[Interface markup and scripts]
--- start ---
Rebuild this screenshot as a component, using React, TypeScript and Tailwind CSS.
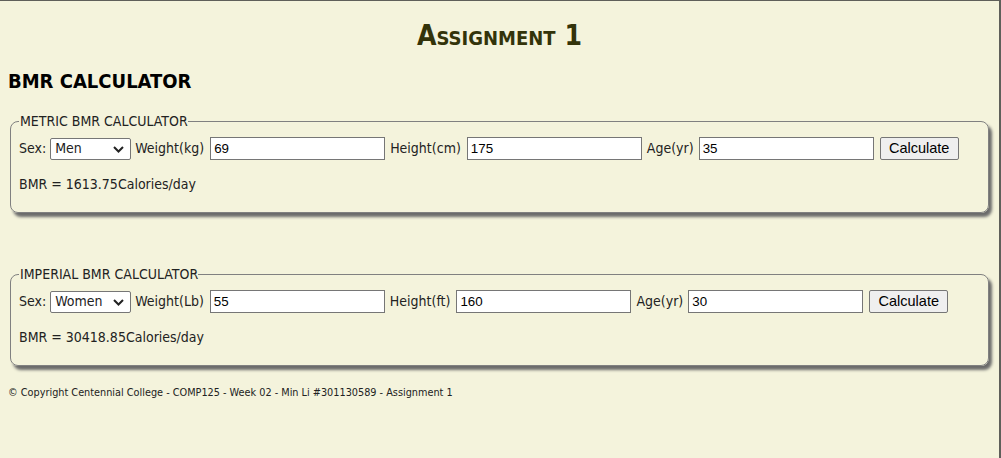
const font = "font-['DejaVu_Sans_Condensed','DejaVu_Sans',sans-serif]";

interface CalcProps {
  title: string;
  sex: string;
  weightLabel: string;
  weight: string;
  heightLabel: string;
  height: string;
  age: string;
  result: string;
}

const Calculator = ({ title, sex, weightLabel, weight, heightLabel, height, age, result }: CalcProps) => {
  return (
    <fieldset className="mx-[2px] rounded-[8px] border-[1.5px] border-solid border-[#808080] px-[8px] pb-[20px] pt-0 shadow-[3px_4px_3px_#6b6b6b]">
      <legend className="pl-[1px] text-[14px] leading-[16px] text-[#222]">{title}</legend>
      <div className="mt-[8px] flex items-center gap-[4px] text-[14px] text-[#222]">
        <span>Sex:</span>
        <div className="relative flex h-[22px] w-[81px] items-center rounded-[2px] border border-[#767676] bg-white pl-[4px] text-[14px]">
          {sex}
          <svg className="absolute right-[6px] top-[7px]" width="11" height="7" viewBox="0 0 11 7" fill="none">
            <path d="M1 1l4.5 4.5L10 1" stroke="#222" strokeWidth="2" />
          </svg>
        </div>
        <span>{weightLabel}</span>
        <div className="ml-[2px] flex h-[23px] w-[175px] items-center border border-[#767676] bg-white pl-[3px] font-['Liberation_Sans',Arial,sans-serif] text-[13.33px] text-black">
          {weight}
        </div>
        <span className="ml-[1px]">{heightLabel}</span>
        <div className="ml-[2px] flex h-[23px] w-[175px] items-center border border-[#767676] bg-white pl-[3px] font-['Liberation_Sans',Arial,sans-serif] text-[13.33px] text-black">
          {height}
        </div>
        <span className="ml-[1px]">Age(yr)</span>
        <div className="ml-[1px] flex h-[23px] w-[175px] items-center border border-[#767676] bg-white pl-[3px] font-['Liberation_Sans',Arial,sans-serif] text-[13.33px] text-black">
          {age}
        </div>
        <button className="ml-[2px] h-[23px] w-[79px] rounded-[2px] border border-[#767676] bg-[#efefef] font-['Liberation_Sans',Arial,sans-serif] text-[14.5px] text-black">
          Calculate
        </button>
      </div>
      <p className="mt-[16px] text-[14px] leading-[16px] text-[#222]">BMR = {result}Calories/day</p>
    </fieldset>
  );
};

export default function App() {
  return (
    <div className={`h-[458px] w-[1001px] overflow-hidden border-t border-r-2 border-[#5f5f5a] bg-[#f4f3dc] ${font}`}>
      <div className="px-[8px]">
        <h1 className="mt-[20px] text-center text-[28px] font-bold leading-[30px] text-[#33330a] [font-variant:small-caps]">
          Assignment 1
        </h1>
        <h2 className="mt-[18px] text-[20px] font-bold leading-[24px] text-black">BMR CALCULATOR</h2>
        <div className="mt-[20px]">
          <Calculator
            title="METRIC BMR CALCULATOR"
            sex="Men"
            weightLabel="Weight(kg)"
            weight="69"
            heightLabel="Height(cm)"
            height="175"
            age="35"
            result="1613.75"
          />
        </div>
        <div className="mt-[53px]">
          <Calculator
            title="IMPERIAL BMR CALCULATOR"
            sex="Women"
            weightLabel="Weight(Lb)"
            weight="55"
            heightLabel="Height(ft)"
            height="160"
            age="30"
            result="30418.85"
          />
        </div>
        <p className="mt-[21px] text-[10.8px] leading-[12px] text-[#222]">
          © Copyright Centennial College - COMP125 - Week 02 - Min Li #301130589 - Assignment 1
        </p>
      </div>
    </div>
  );
}
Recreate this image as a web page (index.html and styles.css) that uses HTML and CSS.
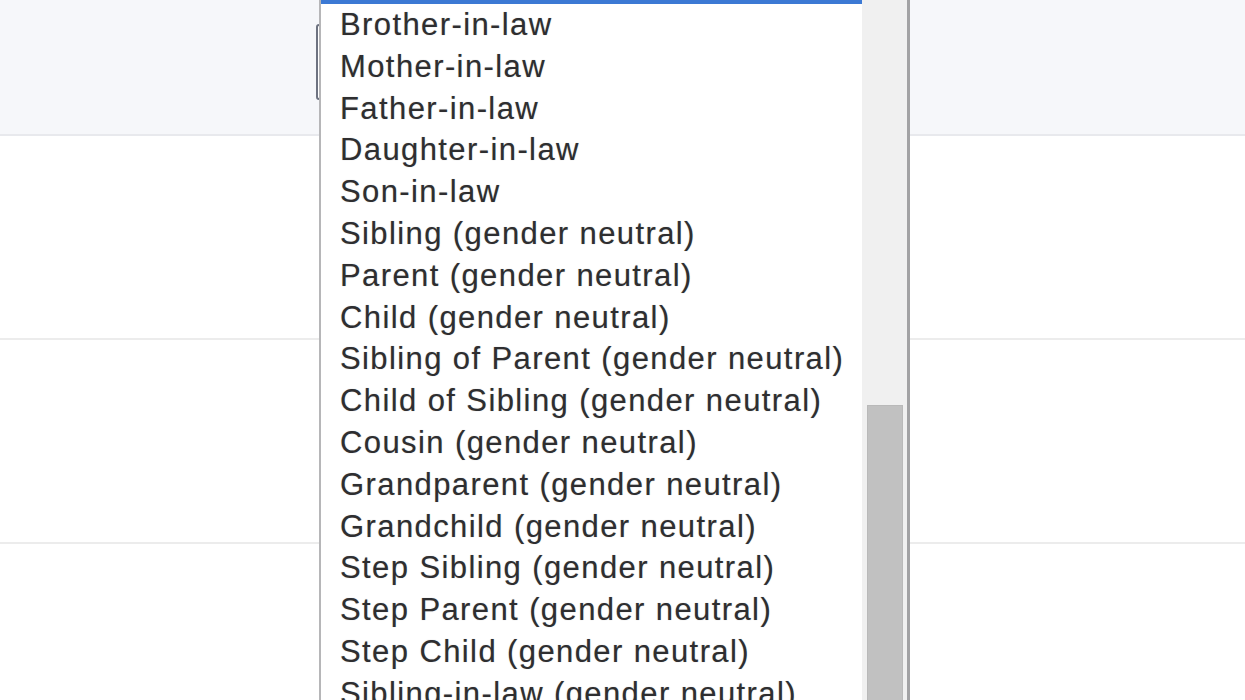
FILE: index.html
```html
<!DOCTYPE html>
<html lang="en">
<head>
<meta charset="utf-8">
<title>Relationship dropdown</title>
<link rel="stylesheet" href="styles.css">
</head>
<body>
<div class="page">
  <div class="band">
    <div class="select-box"></div>
  </div>
  <div class="row"></div>
  <div class="row"></div>
  <div class="row last"></div>

  <div class="dropdown">
    <div class="list">
      <div class="selected-edge"></div>
      <div class="options">
        <div class="opt">Brother-in-law</div>
        <div class="opt">Mother-in-law</div>
        <div class="opt">Father-in-law</div>
        <div class="opt">Daughter-in-law</div>
        <div class="opt">Son-in-law</div>
        <div class="opt">Sibling (gender neutral)</div>
        <div class="opt">Parent (gender neutral)</div>
        <div class="opt">Child (gender neutral)</div>
        <div class="opt">Sibling of Parent (gender neutral)</div>
        <div class="opt">Child of Sibling (gender neutral)</div>
        <div class="opt">Cousin (gender neutral)</div>
        <div class="opt">Grandparent (gender neutral)</div>
        <div class="opt">Grandchild (gender neutral)</div>
        <div class="opt">Step Sibling (gender neutral)</div>
        <div class="opt">Step Parent (gender neutral)</div>
        <div class="opt">Step Child (gender neutral)</div>
        <div class="opt">Sibling-in-law (gender neutral)</div>
      </div>
    </div>
    <div class="scrollbar">
      <div class="thumb"></div>
    </div>
  </div>
</div>
</body>
</html>
```

FILE: styles.css
```css
html, body {
  margin: 0;
  padding: 0;
  height: 100%;
  overflow: hidden;
  background: #ffffff;
  font-family: "Liberation Sans", Arial, sans-serif;
}

.page {
  position: relative;
  width: 1245px;
  height: 700px;
  overflow: hidden;
}

.band {
  height: 136px;
  background: #f6f7fa;
  border-bottom: 2px solid #e8e9ed;
  padding-top: 24px;
  box-sizing: border-box;
}

.select-box {
  margin-left: 316px;
  width: 500px;
  height: 76px;
  border: 2px solid #6d7280;
  border-radius: 3px;
  box-sizing: border-box;
  background: #ffffff;
}

.row {
  height: 204px;
  border-bottom: 2px solid #ececec;
  box-sizing: border-box;
}

.row.last {
  border-bottom: none;
}

.dropdown {
  position: absolute;
  left: 319px;
  top: 0;
  width: 591px;
  height: 720px;
  display: flex;
  background: #ffffff;
  border-left: 2px solid #b6b6b8;
  border-right: 3px solid #a2a2a4;
  box-sizing: border-box;
}

.list {
  flex: 1;
  overflow: hidden;
  background: #ffffff;
}

.selected-edge {
  height: 4px;
  background: #3c79d4;
}

.opt {
  height: 41.8px;
  line-height: 41.8px;
  padding-left: 19px;
  font-size: 31px;
  letter-spacing: 1.4px;
  color: #2e2e30;
  white-space: nowrap;
  text-shadow: 0 0 1px rgba(40, 40, 44, 0.35);
}

.scrollbar {
  width: 45px;
  background: #f0f0f0;
  padding-top: 405px;
  padding-left: 5px;
  box-sizing: border-box;
}

.thumb {
  width: 36px;
  height: 320px;
  background: #c1c1c1;
  border: 1px solid #b9b9b9;
  box-sizing: border-box;
}
```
--- end ---
**TASK GOAL:** Retype all entries exactly as they appear, dropping the images.

**COMPLETE RESPONSE:**
Rebuild this screenshot as a component, using React, TypeScript and Tailwind CSS.
const font = "font-['DejaVu_Sans_Condensed','DejaVu_Sans',sans-serif]";

interface CalcProps {
  title: string;
  sex: string;
  weightLabel: string;
  weight: string;
  heightLabel: string;
  height: string;
  age: string;
  result: string;
}

const Calculator = ({ title, sex, weightLabel, weight, heightLabel, height, age, result }: CalcProps) => {
  return (
    <fieldset className="mx-[2px] rounded-[8px] border-[1.5px] border-solid border-[#808080] px-[8px] pb-[20px] pt-0 shadow-[3px_4px_3px_#6b6b6b]">
      <legend className="pl-[1px] text-[14px] leading-[16px] text-[#222]">{title}</legend>
      <div className="mt-[8px] flex items-center gap-[4px] text-[14px] text-[#222]">
        <span>Sex:</span>
        <div className="relative flex h-[22px] w-[81px] items-center rounded-[2px] border border-[#767676] bg-white pl-[4px] text-[14px]">
          {sex}
          <svg className="absolute right-[6px] top-[7px]" width="11" height="7" viewBox="0 0 11 7" fill="none">
            <path d="M1 1l4.5 4.5L10 1" stroke="#222" strokeWidth="2" />
          </svg>
        </div>
        <span>{weightLabel}</span>
        <div className="ml-[2px] flex h-[23px] w-[175px] items-center border border-[#767676] bg-white pl-[3px] font-['Liberation_Sans',Arial,sans-serif] text-[13.33px] text-black">
          {weight}
        </div>
        <span className="ml-[1px]">{heightLabel}</span>
        <div className="ml-[2px] flex h-[23px] w-[175px] items-center border border-[#767676] bg-white pl-[3px] font-['Liberation_Sans',Arial,sans-serif] text-[13.33px] text-black">
          {height}
        </div>
        <span className="ml-[1px]">Age(yr)</span>
        <div className="ml-[1px] flex h-[23px] w-[175px] items-center border border-[#767676] bg-white pl-[3px] font-['Liberation_Sans',Arial,sans-serif] text-[13.33px] text-black">
          {age}
        </div>
        <button className="ml-[2px] h-[23px] w-[79px] rounded-[2px] border border-[#767676] bg-[#efefef] font-['Liberation_Sans',Arial,sans-serif] text-[14.5px] text-black">
          Calculate
        </button>
      </div>
      <p className="mt-[16px] text-[14px] leading-[16px] text-[#222]">BMR = {result}Calories/day</p>
    </fieldset>
  );
};

export default function App() {
  return (
    <div className={`h-[458px] w-[1001px] overflow-hidden border-t border-r-2 border-[#5f5f5a] bg-[#f4f3dc] ${font}`}>
      <div className="px-[8px]">
        <h1 className="mt-[20px] text-center text-[28px] font-bold leading-[30px] text-[#33330a] [font-variant:small-caps]">
          Assignment 1
        </h1>
        <h2 className="mt-[18px] text-[20px] font-bold leading-[24px] text-black">BMR CALCULATOR</h2>
        <div className="mt-[20px]">
          <Calculator
            title="METRIC BMR CALCULATOR"
            sex="Men"
            weightLabel="Weight(kg)"
            weight="69"
            heightLabel="Height(cm)"
            height="175"
            age="35"
            result="1613.75"
          />
        </div>
        <div className="mt-[53px]">
          <Calculator
            title="IMPERIAL BMR CALCULATOR"
            sex="Women"
            weightLabel="Weight(Lb)"
            weight="55"
            heightLabel="Height(ft)"
            height="160"
            age="30"
            result="30418.85"
          />
        </div>
        <p className="mt-[21px] text-[10.8px] leading-[12px] text-[#222]">
          © Copyright Centennial College - COMP125 - Week 02 - Min Li #301130589 - Assignment 1
        </p>
      </div>
    </div>
  );
}
Recreate this image as a web page (index.html and styles.css) that uses HTML and CSS.
FILE: index.html
```html
<!DOCTYPE html>
<html lang="en">
<head>
<meta charset="utf-8">
<title>Relationship dropdown</title>
<link rel="stylesheet" href="styles.css">
</head>
<body>
<div class="page">
  <div class="band">
    <div class="select-box"></div>
  </div>
  <div class="row"></div>
  <div class="row"></div>
  <div class="row last"></div>

  <div class="dropdown">
    <div class="list">
      <div class="selected-edge"></div>
      <div class="options">
        <div class="opt">Brother-in-law</div>
        <div class="opt">Mother-in-law</div>
        <div class="opt">Father-in-law</div>
        <div class="opt">Daughter-in-law</div>
        <div class="opt">Son-in-law</div>
        <div class="opt">Sibling (gender neutral)</div>
        <div class="opt">Parent (gender neutral)</div>
        <div class="opt">Child (gender neutral)</div>
        <div class="opt">Sibling of Parent (gender neutral)</div>
        <div class="opt">Child of Sibling (gender neutral)</div>
        <div class="opt">Cousin (gender neutral)</div>
        <div class="opt">Grandparent (gender neutral)</div>
        <div class="opt">Grandchild (gender neutral)</div>
        <div class="opt">Step Sibling (gender neutral)</div>
        <div class="opt">Step Parent (gender neutral)</div>
        <div class="opt">Step Child (gender neutral)</div>
        <div class="opt">Sibling-in-law (gender neutral)</div>
      </div>
    </div>
    <div class="scrollbar">
      <div class="thumb"></div>
    </div>
  </div>
</div>
</body>
</html>
```

FILE: styles.css
```css
html, body {
  margin: 0;
  padding: 0;
  height: 100%;
  overflow: hidden;
  background: #ffffff;
  font-family: "Liberation Sans", Arial, sans-serif;
}

.page {
  position: relative;
  width: 1245px;
  height: 700px;
  overflow: hidden;
}

.band {
  height: 136px;
  background: #f6f7fa;
  border-bottom: 2px solid #e8e9ed;
  padding-top: 24px;
  box-sizing: border-box;
}

.select-box {
  margin-left: 316px;
  width: 500px;
  height: 76px;
  border: 2px solid #6d7280;
  border-radius: 3px;
  box-sizing: border-box;
  background: #ffffff;
}

.row {
  height: 204px;
  border-bottom: 2px solid #ececec;
  box-sizing: border-box;
}

.row.last {
  border-bottom: none;
}

.dropdown {
  position: absolute;
  left: 319px;
  top: 0;
  width: 591px;
  height: 720px;
  display: flex;
  background: #ffffff;
  border-left: 2px solid #b6b6b8;
  border-right: 3px solid #a2a2a4;
  box-sizing: border-box;
}

.list {
  flex: 1;
  overflow: hidden;
  background: #ffffff;
}

.selected-edge {
  height: 4px;
  background: #3c79d4;
}

.opt {
  height: 41.8px;
  line-height: 41.8px;
  padding-left: 19px;
  font-size: 31px;
  letter-spacing: 1.4px;
  color: #2e2e30;
  white-space: nowrap;
  text-shadow: 0 0 1px rgba(40, 40, 44, 0.35);
}

.scrollbar {
  width: 45px;
  background: #f0f0f0;
  padding-top: 405px;
  padding-left: 5px;
  box-sizing: border-box;
}

.thumb {
  width: 36px;
  height: 320px;
  background: #c1c1c1;
  border: 1px solid #b9b9b9;
  box-sizing: border-box;
}
```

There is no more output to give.